To partake in a metaphorical intercourse—a place of vulnerability and shared power—with our “other,” we must shatter the imagined walls between. Woolf goes on: “Coleridge perhaps meant this when he said that a great mind is androgynous. It is when this fusion takes place that the mind is fully fertilized and uses all of its facilities.” By communing with our opposites, there is a potential for a richer and more full understanding of ourselves. Yet, we are often instead reactionary; the schism between various social groups widens.
This issue of Carla proposes several dialogues around art practices that may on first glance be seen as participating in these types of reactionary gender divisions. But, a closer look into these disparate artists and practitioners—who dissect systems of power and gender inequalities head on—reveals that they are in fact in search of a deeper understanding, not an inquisition. Often the work of these artists (many, but not all, who are female) are pitted against the heavy weight of their patriarchal counter-movements, even as they are uninterested in their output being framed by such simple and digressive dualities.
It is undeniable that our patriarchal systems of logic heavily inform our perspective; it is not illogical to use this logic as a litmus to compare alternate perspectives. This issue however divulges that thinking about such a fluid concept as gender with such rigid dual parameters—even how Woolf describes it here—is both counterproductive and reductive. In this issue, Mernet Larsen discusses her early days as a female art faculty in the ‘60s (the all-male hiring committee only granted her a interview because they thought her name was a man’s). Travis Diehl delves into the practice of Kenneth Tam, whose portrayal of male culture in his work presents a faceted definition of manhood, and the nuances therein. Catherine Wagley attempts to chart a new “school” of female painters working in L.A., their intuitive processes guiding them, while Amanda Yates Garcia describes the use of contemporary witchcraft to contend with many capitalist and patriarchal forces. In the many gender discussions that grace this issue, you will find that vulnerability is a common thread.

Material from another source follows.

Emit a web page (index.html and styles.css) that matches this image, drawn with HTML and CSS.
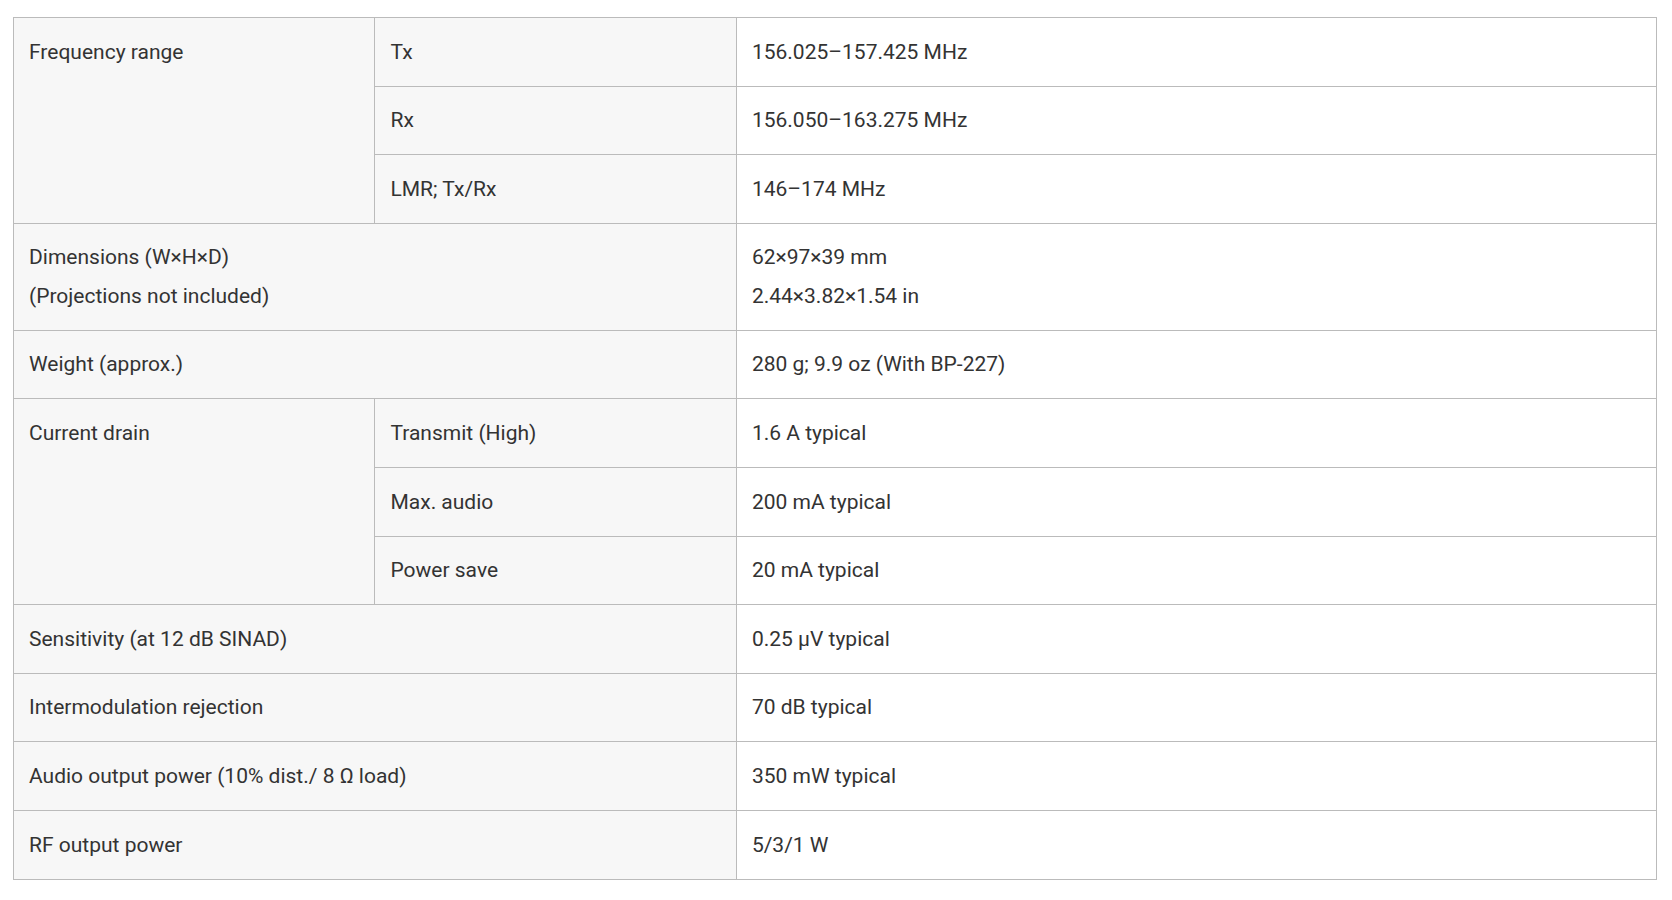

In a time when marginalized bodies are increasingly vulnerable, and bigoted political speech seems to be the norm, choosing to maintain our vulnerabilities, rather than hardening ourselves to them, becomes a political act. Vulnerability does imply a silencing of self or voice; in fact these too are patriarchal implications. Vulnerability is a place of potential and risk, yet also one of power and autonomy. As Matt Stromberg writes in this issue, “vulnerability does not preclude a wider range of emotions.” Perhaps by sitting back in our distinct vulnerabilities and considering communing with our “others” in a spirit of openness and acceptance, the notion of the dualities that divide us may cease to exist. There are in fact no opposites, only a multiplicity of experiences. We no longer live in a black and white world; the truth is, we never did.